Auparavant Bonington, Delacroix, Hugo avaient certes, en romantiques, adoré le lieu, la trouée de sa falaise, les nébuleuses intermittences du ciel et les colères liquides de l'océan. Mais ils ne firent que passer... Eugène Isabey (1803-1886), peintre de marines, s'y installa six mois et peignit Étretat avec plus de constance, il fit connaître le site à d'autres peintres (dont Le Poittevin) mais, infidèle, partit séjourner à Honfleur. Seul Eugène Le Poittevin s'éprit d'Étretat au point de construire un atelier près de la plage, puis une maison au creux de la vallée. La villa « La Chaufferette » accueillit bien des peintres, dont l'immense Courbet en 1869... Le Poittevin, qui débuta sa formation artistique dans l'atelier d'Auguste Xavier Leprince (1799-1826), un paysagiste féru de scènes vivantes, garda l'empreinte de la peinture romantique, et fut inspiré par la peinture hollandaise, étudiée lors d'un séjour aux Pays-Bas. Lui enfin qui prolongeait sa carrière de peintre de marines découvrit à Étretat tout à la fois les amplitudes romantiques de fonds paysagés, et les scènes animées des pêcheurs locaux (plus tard des baigneurs venus de Paris) auxquelles son réalisme pouvait se complaire.

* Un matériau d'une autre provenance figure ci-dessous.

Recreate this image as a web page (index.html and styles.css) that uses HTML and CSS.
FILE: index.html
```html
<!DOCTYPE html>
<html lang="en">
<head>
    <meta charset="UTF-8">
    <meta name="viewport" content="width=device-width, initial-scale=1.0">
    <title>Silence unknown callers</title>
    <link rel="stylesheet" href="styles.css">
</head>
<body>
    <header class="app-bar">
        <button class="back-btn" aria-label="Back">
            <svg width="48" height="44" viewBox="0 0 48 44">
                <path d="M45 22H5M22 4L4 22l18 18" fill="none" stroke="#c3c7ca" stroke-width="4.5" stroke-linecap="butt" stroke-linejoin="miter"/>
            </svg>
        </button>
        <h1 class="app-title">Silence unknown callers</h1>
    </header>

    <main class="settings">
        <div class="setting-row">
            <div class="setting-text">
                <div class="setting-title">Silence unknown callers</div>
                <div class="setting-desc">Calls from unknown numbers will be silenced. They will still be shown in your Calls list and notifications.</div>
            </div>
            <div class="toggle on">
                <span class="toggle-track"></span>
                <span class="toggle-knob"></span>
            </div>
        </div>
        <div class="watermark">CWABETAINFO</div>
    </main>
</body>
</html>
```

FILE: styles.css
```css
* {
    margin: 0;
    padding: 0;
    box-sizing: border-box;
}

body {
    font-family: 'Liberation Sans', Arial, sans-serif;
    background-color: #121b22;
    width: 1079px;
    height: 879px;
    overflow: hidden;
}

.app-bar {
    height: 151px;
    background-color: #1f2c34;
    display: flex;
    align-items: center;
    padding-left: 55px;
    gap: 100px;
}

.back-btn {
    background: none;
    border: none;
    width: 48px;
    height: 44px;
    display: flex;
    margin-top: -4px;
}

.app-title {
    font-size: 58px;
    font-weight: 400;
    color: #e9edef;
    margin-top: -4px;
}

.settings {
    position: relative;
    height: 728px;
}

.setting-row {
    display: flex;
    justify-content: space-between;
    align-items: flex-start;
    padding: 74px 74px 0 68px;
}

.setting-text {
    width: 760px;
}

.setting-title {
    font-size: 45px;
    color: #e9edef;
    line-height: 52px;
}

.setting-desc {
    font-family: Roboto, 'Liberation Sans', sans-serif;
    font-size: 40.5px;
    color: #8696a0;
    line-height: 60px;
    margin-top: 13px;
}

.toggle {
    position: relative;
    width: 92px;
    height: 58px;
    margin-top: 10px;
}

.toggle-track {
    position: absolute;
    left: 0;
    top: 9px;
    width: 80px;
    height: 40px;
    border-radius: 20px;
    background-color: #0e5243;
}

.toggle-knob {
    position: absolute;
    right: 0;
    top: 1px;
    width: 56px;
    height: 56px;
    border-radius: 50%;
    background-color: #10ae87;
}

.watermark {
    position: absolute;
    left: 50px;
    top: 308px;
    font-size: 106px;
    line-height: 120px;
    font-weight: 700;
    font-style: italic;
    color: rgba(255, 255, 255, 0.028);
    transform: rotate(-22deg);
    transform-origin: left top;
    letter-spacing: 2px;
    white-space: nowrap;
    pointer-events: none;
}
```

Voilà donc motifs et manières : Étretat était bien le lieu idéal ! L'artiste pouvait ici traiter de scènes diverses liées au monde maritime : mers, tempêtes, vie des pêcheurs, attitude des baigneuses, mais aussi bien poissons, cabestans et caïques... Il était en quelque sorte chez lui pour peindre des Pêcheurs de rocaille au pied de l'aiguille d'Étretat aussi bien que le portrait de Madame Blanquet devant la porte d'Amont à Étretat (c'était l'épouse de Césaire Blanquet, propriétaire de l'hôtel « Au rendez-vous des artistes », dont l'enseigne fut peinte par l'artiste), ou encore dessiner des têtes, des costumes de baigneuses. Il était tellement chez lui qu'à sa mort, il y a 150 ans, aux artistes, aux bourgeois se mêlèrent des marins d'Étretat durant la messe...

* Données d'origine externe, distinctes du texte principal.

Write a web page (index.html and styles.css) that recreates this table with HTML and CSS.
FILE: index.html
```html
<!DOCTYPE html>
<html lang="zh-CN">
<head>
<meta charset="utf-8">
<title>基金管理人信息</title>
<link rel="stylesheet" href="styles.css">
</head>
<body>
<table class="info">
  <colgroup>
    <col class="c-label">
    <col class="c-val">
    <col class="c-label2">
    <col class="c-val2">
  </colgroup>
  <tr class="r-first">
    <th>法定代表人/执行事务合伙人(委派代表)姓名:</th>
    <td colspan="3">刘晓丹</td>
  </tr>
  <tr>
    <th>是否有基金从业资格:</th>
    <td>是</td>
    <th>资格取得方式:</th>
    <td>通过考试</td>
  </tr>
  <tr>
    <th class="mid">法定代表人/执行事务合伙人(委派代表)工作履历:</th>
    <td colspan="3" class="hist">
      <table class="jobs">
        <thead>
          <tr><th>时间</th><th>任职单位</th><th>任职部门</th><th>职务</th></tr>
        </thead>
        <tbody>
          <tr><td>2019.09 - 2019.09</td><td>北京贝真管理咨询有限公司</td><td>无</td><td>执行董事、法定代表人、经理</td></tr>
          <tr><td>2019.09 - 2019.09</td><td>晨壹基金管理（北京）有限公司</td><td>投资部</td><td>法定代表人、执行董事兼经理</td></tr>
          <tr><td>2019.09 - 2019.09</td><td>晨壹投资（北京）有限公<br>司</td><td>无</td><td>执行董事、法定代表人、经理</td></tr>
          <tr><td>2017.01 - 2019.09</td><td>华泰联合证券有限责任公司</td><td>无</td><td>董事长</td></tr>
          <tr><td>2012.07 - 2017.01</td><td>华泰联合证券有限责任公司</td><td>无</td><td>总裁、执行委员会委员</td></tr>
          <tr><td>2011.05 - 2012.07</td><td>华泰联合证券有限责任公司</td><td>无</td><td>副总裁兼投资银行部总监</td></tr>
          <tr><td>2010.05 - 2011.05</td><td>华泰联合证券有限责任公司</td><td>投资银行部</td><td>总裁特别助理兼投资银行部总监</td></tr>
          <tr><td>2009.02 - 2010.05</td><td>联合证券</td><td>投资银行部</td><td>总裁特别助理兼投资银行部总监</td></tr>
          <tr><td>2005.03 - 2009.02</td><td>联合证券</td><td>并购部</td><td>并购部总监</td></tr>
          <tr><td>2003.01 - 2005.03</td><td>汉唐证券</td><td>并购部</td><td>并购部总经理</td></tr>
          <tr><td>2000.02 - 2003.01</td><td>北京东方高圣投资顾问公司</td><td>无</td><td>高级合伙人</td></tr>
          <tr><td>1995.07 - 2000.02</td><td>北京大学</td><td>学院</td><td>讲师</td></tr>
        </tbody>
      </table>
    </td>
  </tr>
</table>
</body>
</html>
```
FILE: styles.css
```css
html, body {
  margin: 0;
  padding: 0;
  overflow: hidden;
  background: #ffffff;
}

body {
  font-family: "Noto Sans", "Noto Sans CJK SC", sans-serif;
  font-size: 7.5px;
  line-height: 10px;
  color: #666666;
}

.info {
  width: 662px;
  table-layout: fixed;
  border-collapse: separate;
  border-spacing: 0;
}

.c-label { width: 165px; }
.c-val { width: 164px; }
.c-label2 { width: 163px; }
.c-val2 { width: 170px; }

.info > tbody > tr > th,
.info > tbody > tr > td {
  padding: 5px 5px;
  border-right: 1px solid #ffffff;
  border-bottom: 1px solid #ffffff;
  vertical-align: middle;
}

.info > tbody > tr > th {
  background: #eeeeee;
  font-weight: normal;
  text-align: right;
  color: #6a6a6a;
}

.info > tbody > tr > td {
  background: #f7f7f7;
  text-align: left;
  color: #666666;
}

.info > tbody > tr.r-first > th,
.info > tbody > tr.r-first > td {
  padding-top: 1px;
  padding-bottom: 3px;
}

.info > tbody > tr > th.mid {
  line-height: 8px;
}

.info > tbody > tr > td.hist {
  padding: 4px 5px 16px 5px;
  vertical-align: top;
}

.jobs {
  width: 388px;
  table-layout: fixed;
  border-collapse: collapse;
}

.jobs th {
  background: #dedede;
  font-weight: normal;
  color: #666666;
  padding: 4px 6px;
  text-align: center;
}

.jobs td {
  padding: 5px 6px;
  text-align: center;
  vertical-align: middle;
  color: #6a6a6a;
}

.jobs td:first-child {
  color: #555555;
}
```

Comme Charles Mozin (1806-1842) le fut par Trouville, Eugène Le Poittevin, peintre post-romantique réaliste et approchant de l'impressionnisme, fut vraiment inspiré par Étretat. Observons ce charmant Paysage maritime (1844 ?) : les falaises du côté gauche, d'un gris rose pâle, et la tête de cabestan évoquent bien Étretat, l'azur léger du ciel garde des connotations romantiques, quand la plage de sable nous rappelle quelques peintres hollandais. Les personnages réunis dans ce plaisant pique-nique font scène de genre du XVIIe siècle. La transparence humide, lumineuse, idéalisée du tableau le situent, autant que ses anachronismes, dans un monde utopique, enchanteur. On préfèrera donc cette oeuvre au bien connu Bains de mer à Étretat (1866), qui reste autant une étude sociologique pour les historiens qu'un jeu de devinette pour les connaisseurs (le peintre s'est représenté derrière la barque, le plongeur est le jeune Maupassant, etc.). Car la faiblesse (mais aussi le succès commercial en son temps) du peintre tient à sa propension à l'anecdote, bien léchée, qui plaît tant aux bourgeois. Un peintre à succès, notre Eugène Le Poittevin, croulant sous les commandes et voué par là même à ne plus prendre de risques !... Et c'est toute cette histoire de succès, de fidélité à un site et d'amitiés picturales que nous raconte élégamment l'exposition - par ailleurs labellisée par le Festival « Normandie Impressionniste », dont c'est la quatrième édition - au musée de Fécamp « Les Pêcheries ». Les commissaires d'exposition, Marie-Hélène Desjardins, par ailleurs directrice du musée, Laurent Manoeuvre et Nadège Sébille, ont fait en sorte que, regroupant toiles, lithographies, dessins, photographies, objets divers, et à travers plus de 70 oeuvres, l'exposition L'invention d'Étretat, Eugène Le Poittevin et ses amis à l'aube de l'impressionnisme se voit autant consacrée au peintre, aujourd'hui oublié, qu'à son cercle d'amis, d'élèves, et qu'à Étretat, à sa notoriété croissante. Les commentaires proposés se déduisent du projet global, aussi bien historique qu'esthétique. Voilà pourquoi il n'est pas plus nécessaire de connaître ce peintre qu'aimer la peinture pour courir voir l'exposition.